▶ _Work to complete_: Copy the lines from the start of the records below through the line containing "string; width: number;", both included, and leave out the pictures.
##### Data provided #####
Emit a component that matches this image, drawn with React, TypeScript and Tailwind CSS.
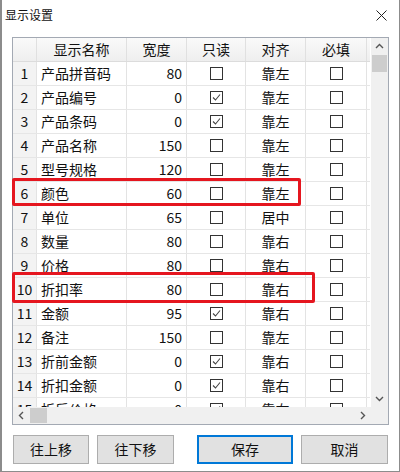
import React from "react";

type Row = { name: string; width: number; readOnly: boolean; align: string };

const rows: Row[] = [
  { name: "产品拼音码", width: 80, readOnly: false, align: "靠左" },
  { name: "产品编号", width: 0, readOnly: true, align: "靠左" },
  { name: "产品条码", width: 0, readOnly: true, align: "靠左" },
  { name: "产品名称", width: 150, readOnly: false, align: "靠左" },
  { name: "型号规格", width: 120, readOnly: false, align: "靠左" },
  { name: "颜色", width: 60, readOnly: false, align: "靠左" },
  { name: "单位", width: 65, readOnly: false, align: "居中" },
  { name: "数量", width: 80, readOnly: false, align: "靠右" },
  { name: "价格", width: 80, readOnly: false, align: "靠右" },
  { name: "折扣率", width: 80, readOnly: false, align: "靠右" },
  { name: "金额", width: 95, readOnly: true, align: "靠右" },
  { name: "备注", width: 150, readOnly: false, align: "靠左" },
  { name: "折前金额", width: 0, readOnly: true, align: "靠右" },
  { name: "折扣金额", width: 0, readOnly: true, align: "靠右" },
  { name: "折后价格", width: 0, readOnly: true, align: "靠右" },
];

function CheckBox({ checked }: { checked: boolean }) {
  return (
    <div className="w-[13px] h-[13px] border border-[#333] bg-white flex items-center justify-center">
      {checked && (
        <svg width="11" height="11" viewBox="0 0 11 11">
          <polyline points="2,5.5 4.5,8 9,2.5" fill="none" stroke="#444" strokeWidth="1.1" />
        </svg>
      )}
    </div>
  );
}

function Chevron({ dir }: { dir: "up" | "down" | "left" | "right" }) {
  const pts = {
    up: "1,5 4.5,1.5 8,5",
    down: "1,2 4.5,5.5 8,2",
    left: "5,1 1.5,4.5 5,8",
    right: "2,1 5.5,4.5 2,8",
  }[dir];
  const w = dir === "up" || dir === "down" ? 9 : 7;
  const h = dir === "up" || dir === "down" ? 7 : 9;
  return (
    <svg width={w} height={h} viewBox={`0 0 ${w} ${h}`}>
      <polyline points={pts} fill="none" stroke="#555" strokeWidth="1.4" />
    </svg>
  );
}

export default function App() {
  const cell = "border-r border-[#e3e3e3] h-full flex items-center";
  return (
    <div
      className="relative w-[400px] h-[472px] bg-white border-l-2 border-r border-b border-[#8c8c8c] text-[#111] overflow-hidden"
      style={{ fontFamily: '"Noto Sans CJK SC", "Liberation Sans", sans-serif' }}
    >
      {/* title bar */}
      <div className="h-[29px] flex items-center justify-between pl-[3px] pr-[12px]">
        <span className="text-[12px] leading-none">显示设置</span>
        <svg width="11" height="11" viewBox="0 0 11 11" className="mt-[2px]">
          <path d="M0.5 0.5 L10.5 10.5 M10.5 0.5 L0.5 10.5" stroke="#222" strokeWidth="1" />
        </svg>
      </div>

      {/* grid box */}
      <div className="ml-[10px] mt-[8px] w-[377px] h-[388px] border border-[#a3a9b3] flex flex-col">
        <div className="flex h-[369px]">
          <div className="w-[357px] h-full overflow-hidden">
            {/* header */}
            <div className="flex h-[24px] text-[14px] bg-gradient-to-b from-[#fafafa] to-[#eeeeee] border-b border-[#dcdcdc]">
              <div className="w-[24px] border-r border-[#e0e0e0]" />
              <div className="w-[90px] border-r border-[#e0e0e0] flex items-center justify-center">显示名称</div>
              <div className="w-[60px] border-r border-[#e0e0e0] flex items-center justify-center">宽度</div>
              <div className="w-[59px] border-r border-[#e0e0e0] flex items-center justify-center">只读</div>
              <div className="w-[60px] border-r border-[#e0e0e0] flex items-center justify-center">对齐</div>
              <div className="w-[61px] border-r border-[#e0e0e0] flex items-center justify-center">必填</div>
            </div>
            {rows.map((r, i) => (
              <div key={i} className="flex h-[24px] text-[14px] border-b border-[#e6e6e6]">
                <div className={`w-[24px] ${cell} justify-center bg-[#f3f3f3]`}>{i + 1}</div>
                <div className={`w-[90px] ${cell} pl-[4px]`}>{r.name}</div>
                <div className={`w-[60px] ${cell} justify-end pr-[4px]`}>{r.width}</div>
                <div className={`w-[59px] ${cell} justify-center`}>
                  <CheckBox checked={r.readOnly} />
                </div>
                <div className={`w-[60px] ${cell} justify-center`}>{r.align}</div>
                <div className={`w-[61px] ${cell} justify-center`}>
                  <CheckBox checked={false} />
                </div>
              </div>
            ))}
          </div>
          {/* vertical scrollbar */}
          <div className="w-[17px] h-full bg-[#f0f0f0] flex flex-col items-center ml-auto">
            <div className="h-[17px] flex items-center justify-center">
              <Chevron dir="up" />
            </div>
            <div className="w-[15px] h-[17px] bg-[#cdcdcd]" />
            <div className="flex-1" />
            <div className="h-[17px] flex items-center justify-center">
              <Chevron dir="down" />
            </div>
          </div>
        </div>
        {/* horizontal scrollbar */}
        <div className="flex h-[17px]">
          <div className="flex-1 bg-[#f0f0f0] flex items-center">
            <div className="w-[17px] flex items-center justify-center">
              <Chevron dir="left" />
            </div>
            <div className="w-[17px] h-[15px] bg-[#cdcdcd]" />
            <div className="flex-1" />
            <div className="w-[17px] flex items-center justify-center">
              <Chevron dir="right" />
            </div>
          </div>
          <div className="w-[17px] bg-[#f0f0f0]" />
        </div>
      </div>

      {/* buttons */}
      <div className="flex mt-[10px] pl-[11px] text-[14px]">
        <button className="w-[76px] h-[29px] bg-[#e1e1e1] border border-[#adadad]">往上移</button>
        <button className="ml-[8px] w-[77px] h-[29px] bg-[#e1e1e1] border border-[#adadad]">往下移</button>
        <button className="ml-[23px] w-[96px] h-[29px] bg-[#e1e1e1] border-2 border-[#0078d7]">保存</button>
        <button className="ml-[8px] w-[87px] h-[29px] bg-[#e1e1e1] border border-[#adadad]">取消</button>
      </div>

      {/* red annotation boxes */}
      <div className="absolute left-[10px] top-[178px] w-[289px] h-[28px] border-[3px] border-[#e5161f] rounded-[2px]" />
      <div className="absolute left-[10px] top-[272px] w-[303px] h-[31px] border-[3px] border-[#e5161f] rounded-[2px]" />
    </div>
  );
}
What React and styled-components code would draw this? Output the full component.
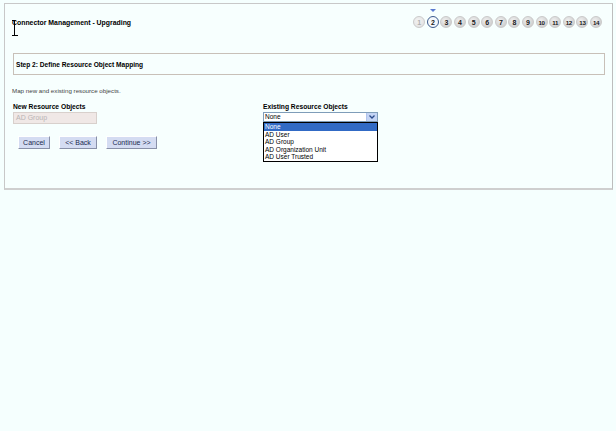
#####
▶ _Result for this task_:
Emit a component that matches this image, drawn with React, TypeScript and Tailwind CSS.
import React from "react";

type Row = { name: string; width: number; readOnly: boolean; align: string };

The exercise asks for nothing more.